* Begin Data *
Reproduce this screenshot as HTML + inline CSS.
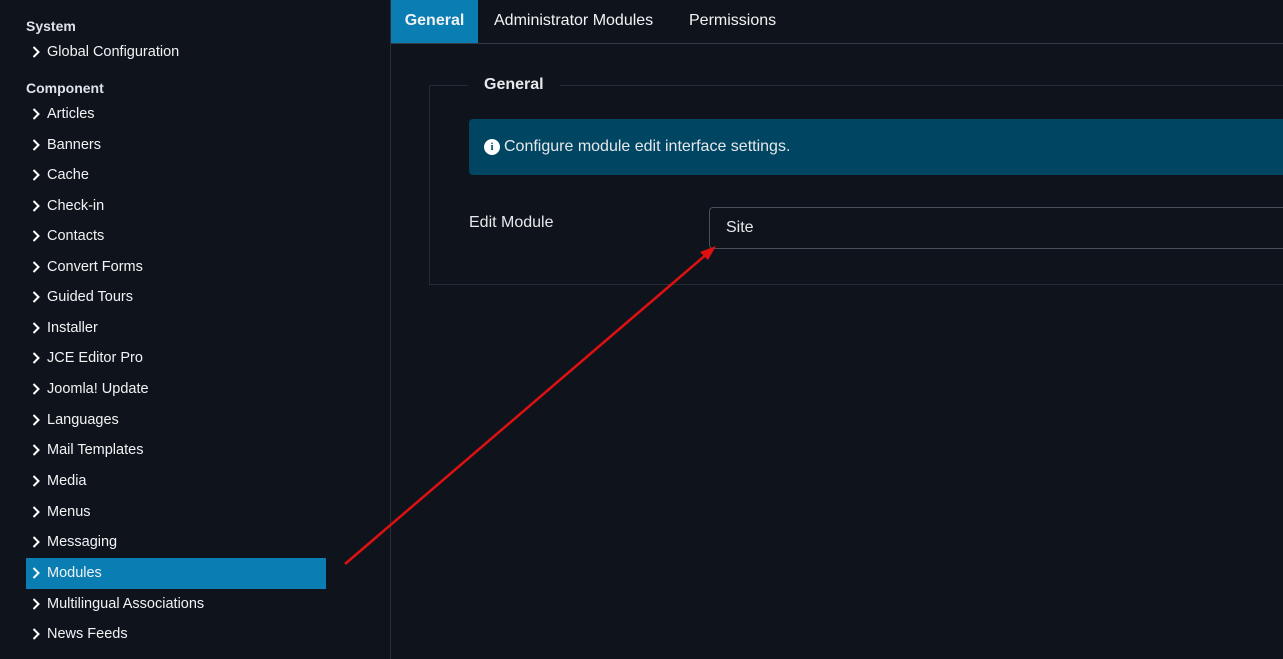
<!DOCTYPE html>
<html style="overflow:hidden;height:659px"><head><style>
*{margin:0;padding:0;box-sizing:border-box}
body{width:1283px;height:659px;overflow:hidden;background:#0f141c;font-family:"Liberation Sans",sans-serif;color:#e6e8eb;position:relative}
.side{position:absolute;left:0;top:0;width:391px;height:659px;border-right:1px solid #2a2f38;overflow:hidden}
.h{position:absolute;left:26px;font-size:14px;font-weight:bold;color:#dfe3e8}
.it{position:absolute;left:26px;width:300px;height:31px;font-size:14.5px;line-height:31px;padding-left:21px;color:#f1f3f5}
.it svg{position:absolute;left:6px;top:9px}
.it.act{background:#0a7db3}
.tabs{position:absolute;left:391px;top:0;right:0;height:44px;border-bottom:1px solid #353b45}
.tab{position:absolute;top:0;height:43px;line-height:41px;font-size:16px;color:#f1f3f5}
.fs{position:absolute;left:429px;top:85px;width:860px;height:200px;border:1px solid #262c35;border-right:none}
.leg{position:absolute;left:468px;top:75px;background:#0f141c;padding:0 16px;font-size:16px;font-weight:bold;line-height:20px}
.info{position:absolute;left:469px;top:119px;width:820px;height:56px;background:#004663;border-radius:4px 0 0 4px;font-size:16px;line-height:56px;padding-left:35px}
.info .i{position:absolute;left:15px;top:20px;width:16px;height:16px;border-radius:50%;background:#fff;color:#004663;font-size:11px;font-weight:bold;line-height:16px;text-align:center;font-family:"Liberation Serif",serif}
.lab{position:absolute;left:469px;top:214px;font-size:16px}
.inp{position:absolute;left:709px;top:207px;width:590px;height:42px;border:1px solid #4a5059;border-radius:4px;font-size:16px;line-height:40px;padding-left:16px;color:#e6e8eb}
</style></head><body>
<div class="side">
<div class="h" style="top:18px">System</div>
<div class="it" style="top:37px"><svg width="8" height="12" viewBox="0 0 8 12"><path d="M1.5 1l5 5-5 5" stroke="#fff" stroke-width="2" fill="none"/></svg>Global Configuration</div>
<div class="h" style="top:80px">Component</div>
<div class="it" style="top:99px"><svg width="8" height="12" viewBox="0 0 8 12"><path d="M1.5 1l5 5-5 5" stroke="#fff" stroke-width="2" fill="none"/></svg>Articles</div>
<div class="it" style="top:129.5px"><svg width="8" height="12" viewBox="0 0 8 12"><path d="M1.5 1l5 5-5 5" stroke="#fff" stroke-width="2" fill="none"/></svg>Banners</div>
<div class="it" style="top:160px"><svg width="8" height="12" viewBox="0 0 8 12"><path d="M1.5 1l5 5-5 5" stroke="#fff" stroke-width="2" fill="none"/></svg>Cache</div>
<div class="it" style="top:190.5px"><svg width="8" height="12" viewBox="0 0 8 12"><path d="M1.5 1l5 5-5 5" stroke="#fff" stroke-width="2" fill="none"/></svg>Check-in</div>
<div class="it" style="top:221px"><svg width="8" height="12" viewBox="0 0 8 12"><path d="M1.5 1l5 5-5 5" stroke="#fff" stroke-width="2" fill="none"/></svg>Contacts</div>
<div class="it" style="top:251.5px"><svg width="8" height="12" viewBox="0 0 8 12"><path d="M1.5 1l5 5-5 5" stroke="#fff" stroke-width="2" fill="none"/></svg>Convert Forms</div>
<div class="it" style="top:282px"><svg width="8" height="12" viewBox="0 0 8 12"><path d="M1.5 1l5 5-5 5" stroke="#fff" stroke-width="2" fill="none"/></svg>Guided Tours</div>
<div class="it" style="top:312.5px"><svg width="8" height="12" viewBox="0 0 8 12"><path d="M1.5 1l5 5-5 5" stroke="#fff" stroke-width="2" fill="none"/></svg>Installer</div>
<div class="it" style="top:343px"><svg width="8" height="12" viewBox="0 0 8 12"><path d="M1.5 1l5 5-5 5" stroke="#fff" stroke-width="2" fill="none"/></svg>JCE Editor Pro</div>
<div class="it" style="top:374px"><svg width="8" height="12" viewBox="0 0 8 12"><path d="M1.5 1l5 5-5 5" stroke="#fff" stroke-width="2" fill="none"/></svg>Joomla! Update</div>
<div class="it" style="top:404.5px"><svg width="8" height="12" viewBox="0 0 8 12"><path d="M1.5 1l5 5-5 5" stroke="#fff" stroke-width="2" fill="none"/></svg>Languages</div>
<div class="it" style="top:435px"><svg width="8" height="12" viewBox="0 0 8 12"><path d="M1.5 1l5 5-5 5" stroke="#fff" stroke-width="2" fill="none"/></svg>Mail Templates</div>
<div class="it" style="top:466px"><svg width="8" height="12" viewBox="0 0 8 12"><path d="M1.5 1l5 5-5 5" stroke="#fff" stroke-width="2" fill="none"/></svg>Media</div>
<div class="it" style="top:496.5px"><svg width="8" height="12" viewBox="0 0 8 12"><path d="M1.5 1l5 5-5 5" stroke="#fff" stroke-width="2" fill="none"/></svg>Menus</div>
<div class="it" style="top:527px"><svg width="8" height="12" viewBox="0 0 8 12"><path d="M1.5 1l5 5-5 5" stroke="#fff" stroke-width="2" fill="none"/></svg>Messaging</div>
<div class="it act" style="top:558px"><svg width="8" height="12" viewBox="0 0 8 12"><path d="M1.5 1l5 5-5 5" stroke="#fff" stroke-width="2" fill="none"/></svg>Modules</div>
<div class="it" style="top:588.5px"><svg width="8" height="12" viewBox="0 0 8 12"><path d="M1.5 1l5 5-5 5" stroke="#fff" stroke-width="2" fill="none"/></svg>Multilingual Associations</div>
<div class="it" style="top:619px"><svg width="8" height="12" viewBox="0 0 8 12"><path d="M1.5 1l5 5-5 5" stroke="#fff" stroke-width="2" fill="none"/></svg>News Feeds</div>
<div class="it" style="top:650px;height:9px"><svg width="8" height="12" viewBox="0 0 8 12"><path d="M1.5 1l5 5-5 5" stroke="#fff" stroke-width="2" fill="none"/></svg></div>
</div>
<div class="tabs">
<div class="tab" style="left:0;width:87px;background:#0a7db3;text-align:center;font-weight:bold">General</div>
<div class="tab" style="left:103px">Administrator Modules</div>
<div class="tab" style="left:298px">Permissions</div>
</div>
<div class="fs"></div>
<div class="leg">General</div>
<div class="info"><span class="i">i</span>Configure module edit interface settings.</div>
<div class="lab">Edit Module</div>
<div class="inp">Site</div>
<svg style="position:absolute;left:0;top:0" width="1283" height="659"><line x1="345" y1="564" x2="708" y2="253" stroke="#e01010" stroke-width="2.5"/><path d="M716 246 L700 252 L708 260 Z" fill="#e01010"/></svg>
</body></html>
* End Data *
* Stated task
Every line of the data above should be quoted exactly. Omit the pictures.

* Response for this exercise
Reproduce this screenshot as HTML + inline CSS.
<!DOCTYPE html>
<html style="overflow:hidden;height:659px"><head><style>
*{margin:0;padding:0;box-sizing:border-box}
body{width:1283px;height:659px;overflow:hidden;background:#0f141c;font-family:"Liberation Sans",sans-serif;color:#e6e8eb;position:relative}
.side{position:absolute;left:0;top:0;width:391px;height:659px;border-right:1px solid #2a2f38;overflow:hidden}
.h{position:absolute;left:26px;font-size:14px;font-weight:bold;color:#dfe3e8}
.it{position:absolute;left:26px;width:300px;height:31px;font-size:14.5px;line-height:31px;padding-left:21px;color:#f1f3f5}
.it svg{position:absolute;left:6px;top:9px}
.it.act{background:#0a7db3}
.tabs{position:absolute;left:391px;top:0;right:0;height:44px;border-bottom:1px solid #353b45}
.tab{position:absolute;top:0;height:43px;line-height:41px;font-size:16px;color:#f1f3f5}
.fs{position:absolute;left:429px;top:85px;width:860px;height:200px;border:1px solid #262c35;border-right:none}
.leg{position:absolute;left:468px;top:75px;background:#0f141c;padding:0 16px;font-size:16px;font-weight:bold;line-height:20px}
.info{position:absolute;left:469px;top:119px;width:820px;height:56px;background:#004663;border-radius:4px 0 0 4px;font-size:16px;line-height:56px;padding-left:35px}
.info .i{position:absolute;left:15px;top:20px;width:16px;height:16px;border-radius:50%;background:#fff;color:#004663;font-size:11px;font-weight:bold;line-height:16px;text-align:center;font-family:"Liberation Serif",serif}
.lab{position:absolute;left:469px;top:214px;font-size:16px}
.inp{position:absolute;left:709px;top:207px;width:590px;height:42px;border:1px solid #4a5059;border-radius:4px;font-size:16px;line-height:40px;padding-left:16px;color:#e6e8eb}
</style></head><body>
<div class="side">
<div class="h" style="top:18px">System</div>
<div class="it" style="top:37px"><svg width="8" height="12" viewBox="0 0 8 12"><path d="M1.5 1l5 5-5 5" stroke="#fff" stroke-width="2" fill="none"/></svg>Global Configuration</div>
<div class="h" style="top:80px">Component</div>
<div class="it" style="top:99px"><svg width="8" height="12" viewBox="0 0 8 12"><path d="M1.5 1l5 5-5 5" stroke="#fff" stroke-width="2" fill="none"/></svg>Articles</div>
<div class="it" style="top:129.5px"><svg width="8" height="12" viewBox="0 0 8 12"><path d="M1.5 1l5 5-5 5" stroke="#fff" stroke-width="2" fill="none"/></svg>Banners</div>
<div class="it" style="top:160px"><svg width="8" height="12" viewBox="0 0 8 12"><path d="M1.5 1l5 5-5 5" stroke="#fff" stroke-width="2" fill="none"/></svg>Cache</div>
<div class="it" style="top:190.5px"><svg width="8" height="12" viewBox="0 0 8 12"><path d="M1.5 1l5 5-5 5" stroke="#fff" stroke-width="2" fill="none"/></svg>Check-in</div>
<div class="it" style="top:221px"><svg width="8" height="12" viewBox="0 0 8 12"><path d="M1.5 1l5 5-5 5" stroke="#fff" stroke-width="2" fill="none"/></svg>Contacts</div>
<div class="it" style="top:251.5px"><svg width="8" height="12" viewBox="0 0 8 12"><path d="M1.5 1l5 5-5 5" stroke="#fff" stroke-width="2" fill="none"/></svg>Convert Forms</div>
<div class="it" style="top:282px"><svg width="8" height="12" viewBox="0 0 8 12"><path d="M1.5 1l5 5-5 5" stroke="#fff" stroke-width="2" fill="none"/></svg>Guided Tours</div>
<div class="it" style="top:312.5px"><svg width="8" height="12" viewBox="0 0 8 12"><path d="M1.5 1l5 5-5 5" stroke="#fff" stroke-width="2" fill="none"/></svg>Installer</div>
<div class="it" style="top:343px"><svg width="8" height="12" viewBox="0 0 8 12"><path d="M1.5 1l5 5-5 5" stroke="#fff" stroke-width="2" fill="none"/></svg>JCE Editor Pro</div>
<div class="it" style="top:374px"><svg width="8" height="12" viewBox="0 0 8 12"><path d="M1.5 1l5 5-5 5" stroke="#fff" stroke-width="2" fill="none"/></svg>Joomla! Update</div>
<div class="it" style="top:404.5px"><svg width="8" height="12" viewBox="0 0 8 12"><path d="M1.5 1l5 5-5 5" stroke="#fff" stroke-width="2" fill="none"/></svg>Languages</div>
<div class="it" style="top:435px"><svg width="8" height="12" viewBox="0 0 8 12"><path d="M1.5 1l5 5-5 5" stroke="#fff" stroke-width="2" fill="none"/></svg>Mail Templates</div>
<div class="it" style="top:466px"><svg width="8" height="12" viewBox="0 0 8 12"><path d="M1.5 1l5 5-5 5" stroke="#fff" stroke-width="2" fill="none"/></svg>Media</div>
<div class="it" style="top:496.5px"><svg width="8" height="12" viewBox="0 0 8 12"><path d="M1.5 1l5 5-5 5" stroke="#fff" stroke-width="2" fill="none"/></svg>Menus</div>
<div class="it" style="top:527px"><svg width="8" height="12" viewBox="0 0 8 12"><path d="M1.5 1l5 5-5 5" stroke="#fff" stroke-width="2" fill="none"/></svg>Messaging</div>
<div class="it act" style="top:558px"><svg width="8" height="12" viewBox="0 0 8 12"><path d="M1.5 1l5 5-5 5" stroke="#fff" stroke-width="2" fill="none"/></svg>Modules</div>
<div class="it" style="top:588.5px"><svg width="8" height="12" viewBox="0 0 8 12"><path d="M1.5 1l5 5-5 5" stroke="#fff" stroke-width="2" fill="none"/></svg>Multilingual Associations</div>
<div class="it" style="top:619px"><svg width="8" height="12" viewBox="0 0 8 12"><path d="M1.5 1l5 5-5 5" stroke="#fff" stroke-width="2" fill="none"/></svg>News Feeds</div>
<div class="it" style="top:650px;height:9px"><svg width="8" height="12" viewBox="0 0 8 12"><path d="M1.5 1l5 5-5 5" stroke="#fff" stroke-width="2" fill="none"/></svg></div>
</div>
<div class="tabs">
<div class="tab" style="left:0;width:87px;background:#0a7db3;text-align:center;font-weight:bold">General</div>
<div class="tab" style="left:103px">Administrator Modules</div>
<div class="tab" style="left:298px">Permissions</div>
</div>
<div class="fs"></div>
<div class="leg">General</div>
<div class="info"><span class="i">i</span>Configure module edit interface settings.</div>
<div class="lab">Edit Module</div>
<div class="inp">Site</div>
<svg style="position:absolute;left:0;top:0" width="1283" height="659"><line x1="345" y1="564" x2="708" y2="253" stroke="#e01010" stroke-width="2.5"/><path d="M716 246 L700 252 L708 260 Z" fill="#e01010"/></svg>
</body></html>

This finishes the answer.